BEGIN Records
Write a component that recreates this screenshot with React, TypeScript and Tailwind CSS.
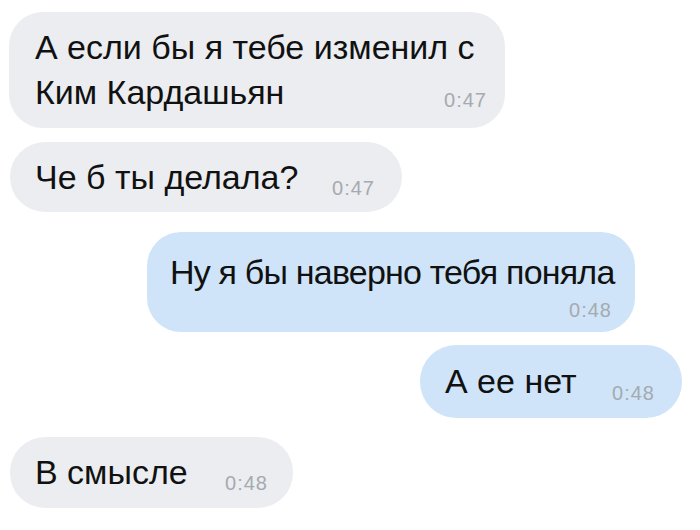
const font = { fontFamily: '"Liberation Sans", Arial, sans-serif' };

function Time({ t, className = '' }: { t: string; className?: string }) {
  return (
    <span className={`block text-[20px] leading-[19px] tracking-[1px] text-[#a5aab0] ${className}`}>
      {t}
    </span>
  );
}

export default function App() {
  return (
    <div className="w-[700px] h-[530px] bg-white overflow-hidden flex flex-col whitespace-nowrap text-[#111]" style={font}>
      {/* 1 */}
      <div className="self-start ml-[9px] mt-[12px] w-[496px] rounded-[34px] bg-[#ebedf0] pl-[26px] pr-[18px] pt-[13px] pb-[13px] text-[34px] leading-[45px]">
        <div>А если бы я тебе изменил с</div>
        <div className="flex items-end justify-between">
          <span>Ким Кардашьян</span>
          <Time t="0:47" className="mb-[5px]" />
        </div>
      </div>

      {/* 2 */}
      <div className="self-start ml-[10px] mt-[14px] w-[392px] h-[70px] rounded-[35px] bg-[#ebedf0] pl-[25px] pr-[27px] flex items-center justify-between text-[34px]">
        <span>Че б ты делала?</span>
        <Time t="0:47" className="self-end mb-[14px]" />
      </div>

      {/* 3 */}
      <div className="self-end mr-[65px] mt-[20px] w-[488px] rounded-[34px] bg-[#cfe4f8] pl-[23px] pr-[23px] pt-[18px] pb-[12px] text-[34px] leading-[45px]">
        <div className="tracking-[-0.8px]">Ну я бы наверно тебя поняла</div>
        <Time t="0:48" className="mt-[6px] text-right" />
      </div>

      {/* 4 */}
      <div className="self-end mr-[18px] mt-[13px] w-[262px] h-[73px] rounded-[36px] bg-[#cfe4f8] pl-[25px] pr-[27px] flex items-center justify-between text-[34px]">
        <span>А ее нет</span>
        <Time t="0:48" className="self-end mb-[15px]" />
      </div>

      {/* 5 */}
      <div className="self-start ml-[10px] mt-[19px] w-[283px] h-[71px] rounded-[35px] bg-[#ebedf0] pl-[25px] pr-[25px] flex items-center justify-between text-[34px]">
        <span>В смысле</span>
        <Time t="0:48" className="self-end mb-[15px]" />
      </div>
    </div>
  );
}
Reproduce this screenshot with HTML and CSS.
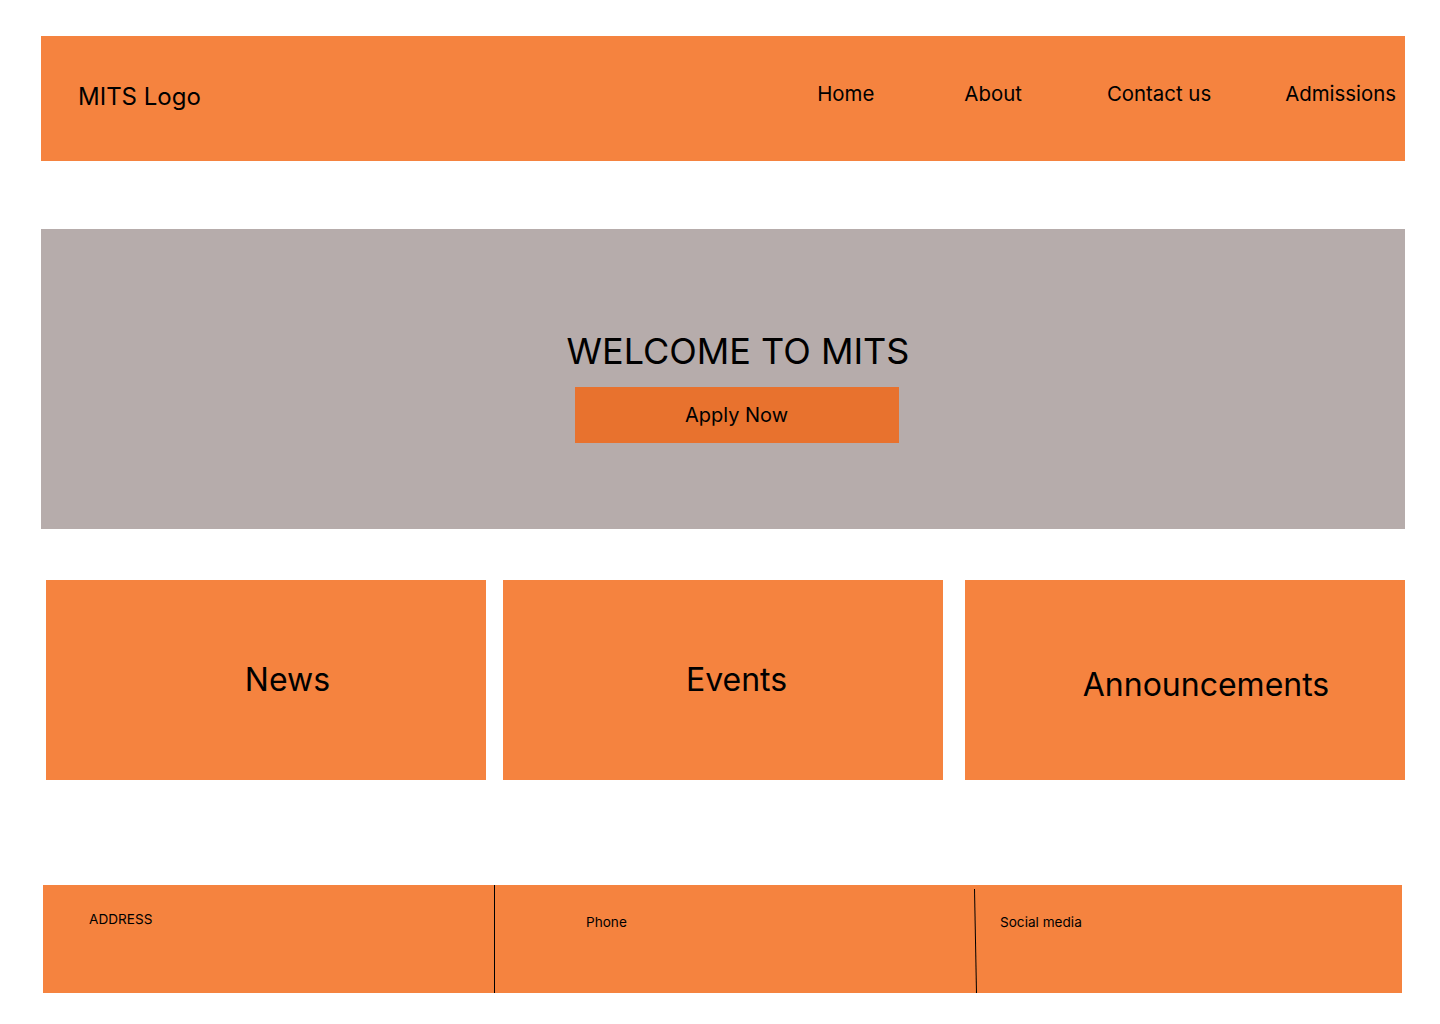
FILE: index.html
```html
<!DOCTYPE html>
<html lang="en">
<head>
<meta charset="utf-8">
<title>MITS</title>
<link rel="stylesheet" href="styles.css">
</head>
<body>
<header class="topbar">
  <div class="logo">MITS Logo</div>
  <nav class="nav">
    <a class="nav-item nav-home">Home</a>
    <a class="nav-item nav-about">About</a>
    <a class="nav-item nav-contact">Contact us</a>
    <a class="nav-item nav-adm">Admissions</a>
  </nav>
</header>

<section class="hero">
  <h1 class="hero-title">WELCOME TO MITS</h1>
  <button class="apply">Apply Now</button>
</section>

<section class="cards">
  <div class="card card-news"><span>News</span></div>
  <div class="card card-events"><span>Events</span></div>
  <div class="card card-ann"><span>Announcements</span></div>
</section>

<footer class="footer">
  <div class="fcol fcol-address"><span>ADDRESS</span></div>
  <div class="fcol fcol-phone"><span>Phone</span></div>
  <div class="fcol fcol-social"><span>Social media</span></div>
</footer>
</body>
</html>
```

FILE: styles.css
```css
* { box-sizing: border-box; }
html, body { margin: 0; padding: 0; background: #fff; }
body {
  font-family: Inter, "Noto Sans", sans-serif;
  color: #000;
  width: 1440px;
  padding-top: 36px;
}

.topbar {
  margin-left: 41px;
  width: 1364px;
  height: 125px;
  background: #F5833F;
  display: flex;
  align-items: center;
  padding-left: 37px;
}
.logo {
  font-family: Inter, sans-serif;
  font-size: 24px;
  margin-top: -5px;
}
.nav {
  margin-left: auto;
  display: flex;
  align-items: center;
  font-family: Inter, sans-serif;
  font-size: 20.4px;
  padding-right: 9px;
  margin-top: -11px;
}
.nav-item { color: #000; text-decoration: none; }
.nav-about { margin-left: 90px; }
.nav-contact { margin-left: 85px; }
.nav-adm { margin-left: 74px; }

.hero {
  margin: 68px 0 0 41px;
  width: 1364px;
  height: 300px;
  background: #B6ACAB;
  display: flex;
  flex-direction: column;
  align-items: center;
  padding-top: 100px;
  padding-left: 30px;
}
.hero-title {
  margin: 0;
  font-weight: 400;
  font-size: 36px;
  line-height: 44px;
}
.apply {
  margin-top: 14px;
  margin-right: 3px;
  width: 324px;
  height: 56px;
  border: 0;
  background: #E8722E;
  font-family: Inter, sans-serif;
  font-size: 20px;
  color: #000;
  padding: 0;
}

.cards {
  display: flex;
  margin: 51px 0 0 46px;
  width: 1359px;
}
.card {
  width: 440px;
  height: 200px;
  background: #F5833F;
  display: flex;
  align-items: center;
  justify-content: center;
  font-size: 32px;
}
.card-news span { margin-left: 43px; margin-top: -2px; }
.card-events { margin-left: 17px; }
.card-events span { margin-left: 27px; margin-top: -2px; }
.card-ann { margin-left: 22px; }
.card-ann span { margin-left: 42px; margin-top: 8px; }

.footer {
  display: flex;
  margin: 105px 0 0 43px;
  width: 1359px;
  height: 108px;
  background: #F5833F;
  font-size: 13.6px;
}
.fcol { position: relative; }
.fcol-address { width: 451px; padding: 26px 0 0 46px; }
.fcol-phone {
  width: 480px;
  border-left: 1px solid #000;
  padding: 29px 0 0 91px;
}
.fcol-social {
  flex: 1;
  padding: 29px 0 0 26px;
}
.fcol-social::before {
  content: "";
  position: absolute;
  left: 0;
  top: 4px;
  bottom: 0;
  width: 1px;
  background: #000;
  transform: rotate(-1.1deg);
  transform-origin: top left;
}
```
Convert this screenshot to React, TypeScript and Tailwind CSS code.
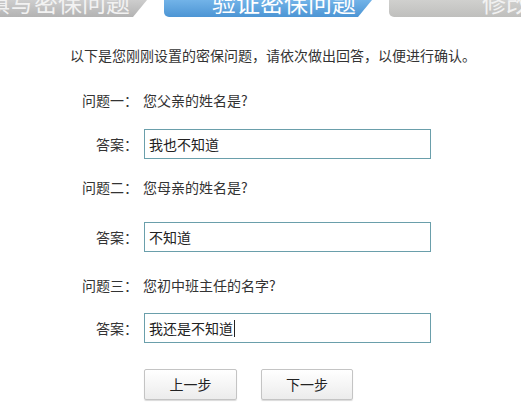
END Records
§ **What you will do**
From start to finish, output the listing exactly, but omit its pictures.

§ **Exercise output**
Write a component that recreates this screenshot with React, TypeScript and Tailwind CSS.
const font = { fontFamily: '"Liberation Sans", Arial, sans-serif' };

function Time({ t, className = '' }: { t: string; className?: string }) {
  return (
    <span className={`block text-[20px] leading-[19px] tracking-[1px] text-[#a5aab0] ${className}`}>
      {t}
    </span>
  );
}

export default function App() {
  return (
    <div className="w-[700px] h-[530px] bg-white overflow-hidden flex flex-col whitespace-nowrap text-[#111]" style={font}>
      {/* 1 */}
      <div className="self-start ml-[9px] mt-[12px] w-[496px] rounded-[34px] bg-[#ebedf0] pl-[26px] pr-[18px] pt-[13px] pb-[13px] text-[34px] leading-[45px]">
        <div>А если бы я тебе изменил с</div>
        <div className="flex items-end justify-between">
          <span>Ким Кардашьян</span>
          <Time t="0:47" className="mb-[5px]" />
        </div>
      </div>

      {/* 2 */}
      <div className="self-start ml-[10px] mt-[14px] w-[392px] h-[70px] rounded-[35px] bg-[#ebedf0] pl-[25px] pr-[27px] flex items-center justify-between text-[34px]">
        <span>Че б ты делала?</span>
        <Time t="0:47" className="self-end mb-[14px]" />
      </div>

      {/* 3 */}
      <div className="self-end mr-[65px] mt-[20px] w-[488px] rounded-[34px] bg-[#cfe4f8] pl-[23px] pr-[23px] pt-[18px] pb-[12px] text-[34px] leading-[45px]">
        <div className="tracking-[-0.8px]">Ну я бы наверно тебя поняла</div>
        <Time t="0:48" className="mt-[6px] text-right" />
      </div>

      {/* 4 */}
      <div className="self-end mr-[18px] mt-[13px] w-[262px] h-[73px] rounded-[36px] bg-[#cfe4f8] pl-[25px] pr-[27px] flex items-center justify-between text-[34px]">
        <span>А ее нет</span>
        <Time t="0:48" className="self-end mb-[15px]" />
      </div>

      {/* 5 */}
      <div className="self-start ml-[10px] mt-[19px] w-[283px] h-[71px] rounded-[35px] bg-[#ebedf0] pl-[25px] pr-[25px] flex items-center justify-between text-[34px]">
        <span>В смысле</span>
        <Time t="0:48" className="self-end mb-[15px]" />
      </div>
    </div>
  );
}
Reproduce this screenshot with HTML and CSS.
FILE: index.html
```html
<!DOCTYPE html>
<html lang="en">
<head>
<meta charset="utf-8">
<title>MITS</title>
<link rel="stylesheet" href="styles.css">
</head>
<body>
<header class="topbar">
  <div class="logo">MITS Logo</div>
  <nav class="nav">
    <a class="nav-item nav-home">Home</a>
    <a class="nav-item nav-about">About</a>
    <a class="nav-item nav-contact">Contact us</a>
    <a class="nav-item nav-adm">Admissions</a>
  </nav>
</header>

<section class="hero">
  <h1 class="hero-title">WELCOME TO MITS</h1>
  <button class="apply">Apply Now</button>
</section>

<section class="cards">
  <div class="card card-news"><span>News</span></div>
  <div class="card card-events"><span>Events</span></div>
  <div class="card card-ann"><span>Announcements</span></div>
</section>

<footer class="footer">
  <div class="fcol fcol-address"><span>ADDRESS</span></div>
  <div class="fcol fcol-phone"><span>Phone</span></div>
  <div class="fcol fcol-social"><span>Social media</span></div>
</footer>
</body>
</html>
```

FILE: styles.css
```css
* { box-sizing: border-box; }
html, body { margin: 0; padding: 0; background: #fff; }
body {
  font-family: Inter, "Noto Sans", sans-serif;
  color: #000;
  width: 1440px;
  padding-top: 36px;
}

.topbar {
  margin-left: 41px;
  width: 1364px;
  height: 125px;
  background: #F5833F;
  display: flex;
  align-items: center;
  padding-left: 37px;
}
.logo {
  font-family: Inter, sans-serif;
  font-size: 24px;
  margin-top: -5px;
}
.nav {
  margin-left: auto;
  display: flex;
  align-items: center;
  font-family: Inter, sans-serif;
  font-size: 20.4px;
  padding-right: 9px;
  margin-top: -11px;
}
.nav-item { color: #000; text-decoration: none; }
.nav-about { margin-left: 90px; }
.nav-contact { margin-left: 85px; }
.nav-adm { margin-left: 74px; }

.hero {
  margin: 68px 0 0 41px;
  width: 1364px;
  height: 300px;
  background: #B6ACAB;
  display: flex;
  flex-direction: column;
  align-items: center;
  padding-top: 100px;
  padding-left: 30px;
}
.hero-title {
  margin: 0;
  font-weight: 400;
  font-size: 36px;
  line-height: 44px;
}
.apply {
  margin-top: 14px;
  margin-right: 3px;
  width: 324px;
  height: 56px;
  border: 0;
  background: #E8722E;
  font-family: Inter, sans-serif;
  font-size: 20px;
  color: #000;
  padding: 0;
}

.cards {
  display: flex;
  margin: 51px 0 0 46px;
  width: 1359px;
}
.card {
  width: 440px;
  height: 200px;
  background: #F5833F;
  display: flex;
  align-items: center;
  justify-content: center;
  font-size: 32px;
}
.card-news span { margin-left: 43px; margin-top: -2px; }
.card-events { margin-left: 17px; }
.card-events span { margin-left: 27px; margin-top: -2px; }
.card-ann { margin-left: 22px; }
.card-ann span { margin-left: 42px; margin-top: 8px; }

.footer {
  display: flex;
  margin: 105px 0 0 43px;
  width: 1359px;
  height: 108px;
  background: #F5833F;
  font-size: 13.6px;
}
.fcol { position: relative; }
.fcol-address { width: 451px; padding: 26px 0 0 46px; }
.fcol-phone {
  width: 480px;
  border-left: 1px solid #000;
  padding: 29px 0 0 91px;
}
.fcol-social {
  flex: 1;
  padding: 29px 0 0 26px;
}
.fcol-social::before {
  content: "";
  position: absolute;
  left: 0;
  top: 4px;
  bottom: 0;
  width: 1px;
  background: #000;
  transform: rotate(-1.1deg);
  transform-origin: top left;
}
```
Convert this screenshot to React, TypeScript and Tailwind CSS code.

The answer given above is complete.